When things happen to me in threes, I take notice. I recently had three different experiences where my perception of a brand was lifted. (Evidently being a brand expert does not make me immune to the “mind control” brands employ.) While all three of my experiences just happened to be with car brands, the “halo effect” works just as well for AEC brands.
The Halo Effect Defined
This brand building strategy is accomplished by aligning your brand (brand a) with a very shiny person, place, event or other brand (brand b). The luminosity of brand b is so great that it casts a favorable glow onto your brand. The Halo Effect is a clever way to elevate the perception of your brand through association. Think Dr. Oz being launched by à¼ber-luminous Oprah, and you get it.
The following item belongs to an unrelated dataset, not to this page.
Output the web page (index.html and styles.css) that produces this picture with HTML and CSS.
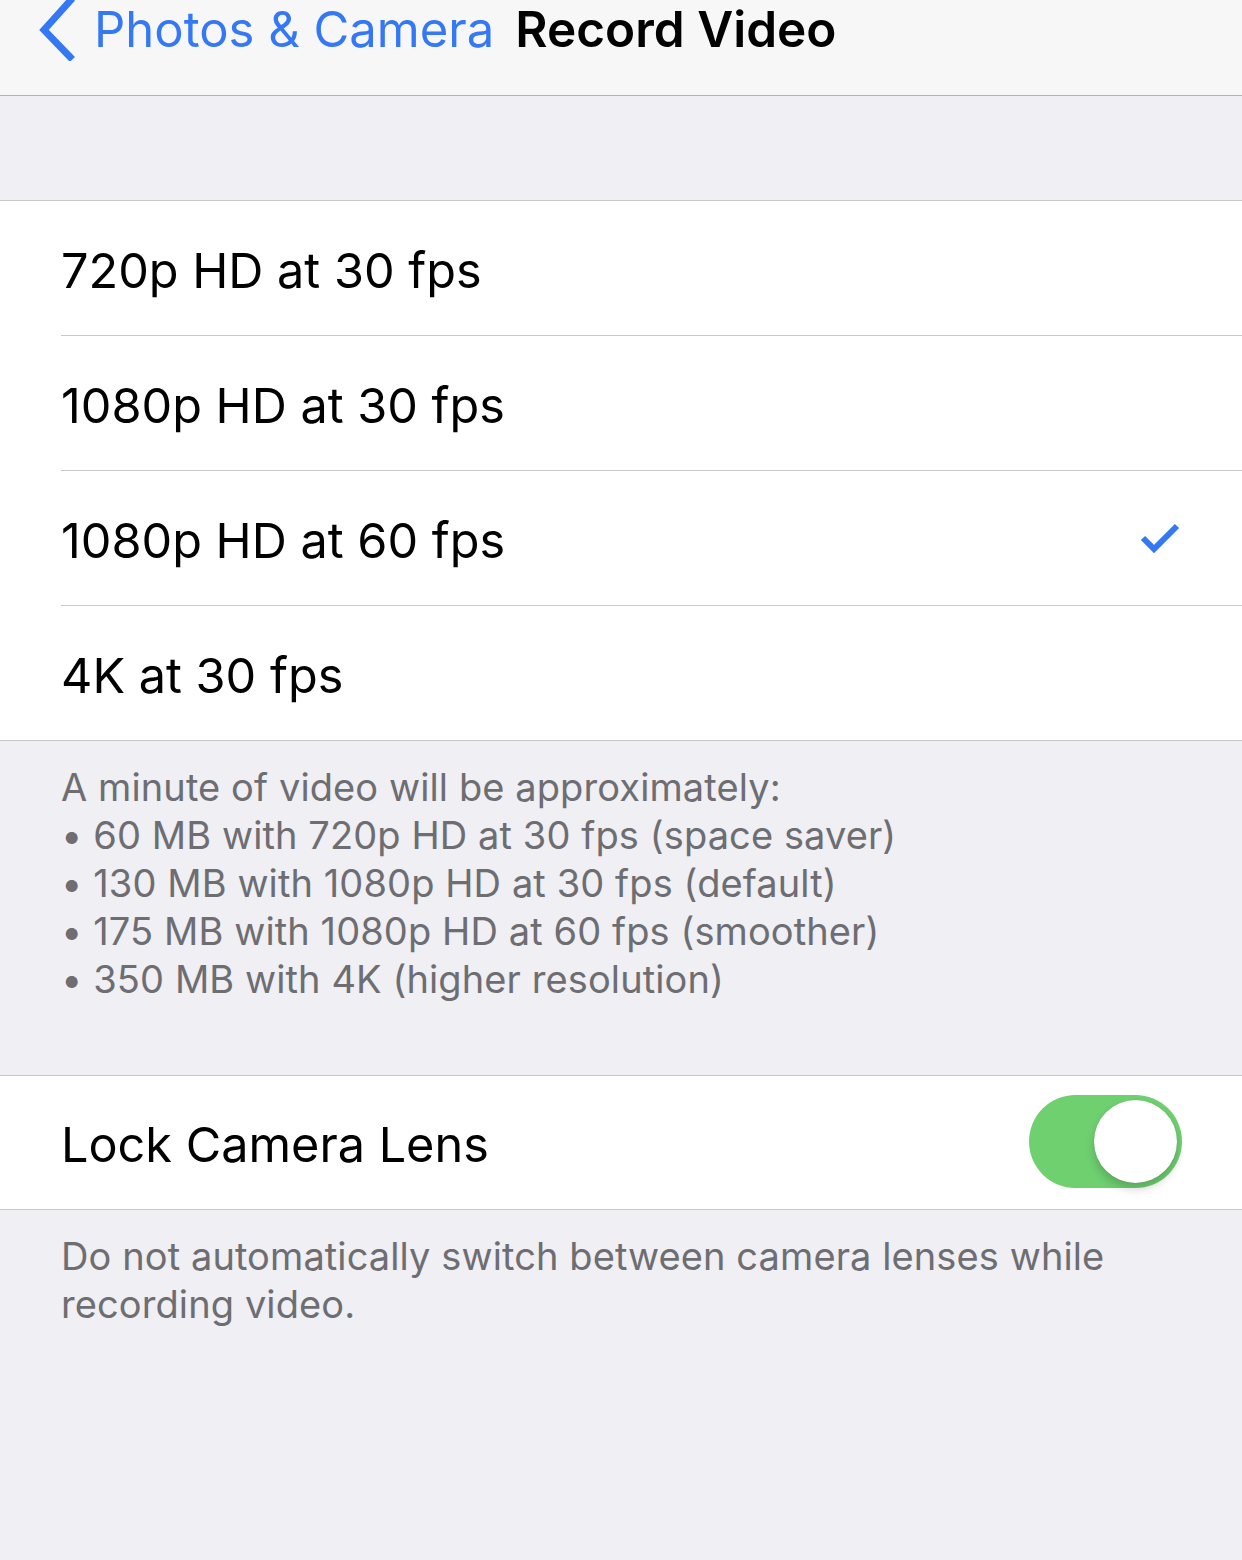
FILE: index.html
```html
<!DOCTYPE html>
<html lang="en">
<head>
    <meta charset="UTF-8">
    <title>Record Video</title>
    <link rel="stylesheet" href="styles.css">
</head>
<body>
    <div class="navbar">
        <div class="back">
            <svg class="chevron" width="40" height="62" viewBox="0 0 40 62">
                <path d="M34 2 L8 31 L34 58" fill="none" stroke="#3478f6" stroke-width="7" stroke-linecap="square"/>
            </svg>
            <span>Photos &amp; Camera</span>
        </div>
        <div class="title">Record Video</div>
    </div>

    <div class="spacer"></div>

    <div class="group">
        <div class="row"><span>720p HD at 30 fps</span></div>
        <div class="row"><span>1080p HD at 30 fps</span></div>
        <div class="row">
            <span>1080p HD at 60 fps</span>
            <svg class="check" width="40" height="32" viewBox="0 0 40 32">
                <path d="M3 15 L14 26 L37 3" fill="none" stroke="#3478f6" stroke-width="6"/>
            </svg>
        </div>
        <div class="row"><span>4K at 30 fps</span></div>
    </div>

    <div class="footer">
        A minute of video will be approximately:<br>
        • 60 MB with 720p HD at 30 fps (space saver)<br>
        • 130 MB with 1080p HD at 30 fps (default)<br>
        • 175 MB with 1080p HD at 60 fps (smoother)<br>
        • 350 MB with 4K (higher resolution)
    </div>

    <div class="group second">
        <div class="row">
            <span>Lock Camera Lens</span>
            <div class="switch"><div class="knob"></div></div>
        </div>
    </div>

    <div class="footer">
        Do not automatically switch between camera lenses while<br>
        recording video.
    </div>
</body>
</html>
```

FILE: styles.css
```css
/* Global */
body {
    margin: 0;
    background: #efeff4;
    font-family: 'Inter', 'Roboto', sans-serif;
    height: 1560px;
    overflow: hidden;
}
/* Nav bar */
.navbar {
    height: 95px;
    background: #f7f7f8;
    border-bottom: 1px solid #b4b4b8;
    display: flex;
    align-items: flex-start;
    padding-left: 36px;
}
.back {
    display: flex;
    align-items: center;
    color: #3478f6;
    font-size: 49px;
    height: 58px;
}
.chevron {
    margin-right: 18px;
    margin-top: 2px;
}
.title {
    font-size: 49.5px;
    font-weight: 600;
    color: #000;
    height: 58px;
    line-height: 58px;
    margin-left: 21px;
}
.spacer {
    height: 104px;
}
/* Table groups */
.group {
    background: #fff;
    border-top: 1px solid #c8c7cc;
    border-bottom: 1px solid #c8c7cc;
}
.row {
    height: 134px;
    margin-left: 61px;
    padding-right: 62px;
    display: flex;
    align-items: center;
    justify-content: space-between;
    font-size: 48.6px;
    color: #000;
    border-bottom: 1px solid #c8c7cc;
}
.row span {
    padding-top: 4px;
}
.row:last-child {
    border-bottom: none;
}
.check {
    margin-top: 2px;
}
.footer {
    color: #6d6d72;
    font-size: 38px;
    letter-spacing: 0.1px;
    line-height: 48px;
    padding: 22px 61px 0;
}
.second {
    margin-top: 72px;
}
.second .row {
    height: 133px;
    padding-right: 60px;
}
/* Switch */
.switch {
    width: 153px;
    height: 93px;
    border-radius: 47px;
    background: #6fd070;
    position: relative;
    margin-top: -2px;
}
.knob {
    position: absolute;
    right: 5px;
    top: 5px;
    width: 83px;
    height: 83px;
    border-radius: 50%;
    background: #fff;
    box-shadow: 0 6px 10px rgba(0, 0, 0, 0.18), 0 0 1px rgba(0, 0, 0, 0.2);
}
```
Leverage The Best of Your Community
My first halo effect experience was at a party that my friends Dave Brown and Zack Nielsen threw. They had an enviable project of spending Ford’s money to promote the Ford Fiesta. Ford gave them a car, cash, creative tools, and instructions to simply talk about the Fiesta. One of Dave and Zack’s brilliant solutions was to tap into their own creative community and throw a party at a cool location with great music and people. The event included a few hipster retailers creating pop-up stores within the party. I never would have paid a second look to the Ford Fiesta, but, as I was leaving the party, I glanced at the strategically parked car thinking to myself, “that’s a pretty cool little ride.” They got to me. I felt punk’d, but in a good way.
Associate Your Brand with Impeccable Quality
Full Disclosure: I own a Honda Element which was mostly a practical decision based on the functionality of being able to insert my dog, surfboard and wife’s Prius (nearly) into the back of the car. Even after buying the car, I wasn’t a Honda fan until after being introduced to a series of short documentary films called Dream The Impossible. The film’s universal themes in Failure: The Secret to Success and Racing Against Time move me on an emotional level. I also appreciate that while the films were commissioned by Honda, they are not about cars. Using quality imagery, music and story telling, the films are so beautifully executed that they radically shifted my perception of Honda.
Poke Fun at Yourself
Many years ago I decided that it was just too much work to be cool. If your brand, or category, is notoriously uncool, a great strategy is to poke fun at yourself. This will differentiate you from your competitors that take themselves way too seriously. Humor is always cool. And if you can pull it off like Toyota’s campaign for the Sienna mini-van (previously uncool), then you’ve scored. The hilarious ads and mock hip-hop music video Rollin’ in my Swagger Wagon left me thinking that maybe I should get some kids and a Sienna, err Swagger Wagon. Never thought I’d say that.
I know what your thinking. The car industry has gazillion dollar marketing budgets to shape hearts and minds. Yes they do, but you don’t have to. Take the strategies from above and execute it guerilla style (i.e. on the cheap).
So, how can you use the “halo effect” to cast a favorable glow onto your brand? Consider teaming up with another brand that may be extra-shiny. Doing work for shiny brands can be beneficial. Prospective clients still believe LecoursDesign is responsible for launching Red Bull in the USA because we designed some simple graphics for their first in-store promotion. Getting shiny people to interact with work you’ve done is also effective. If they’ll also provide some sort of testimonial, then even better. If there is a way leverage the work your firm provided within a much bigger project, don’t be shy about claiming the association.
In short, constantly be searching for opportunities to align your brand with more influential brands, so you don’t have to always do the heavy lifting.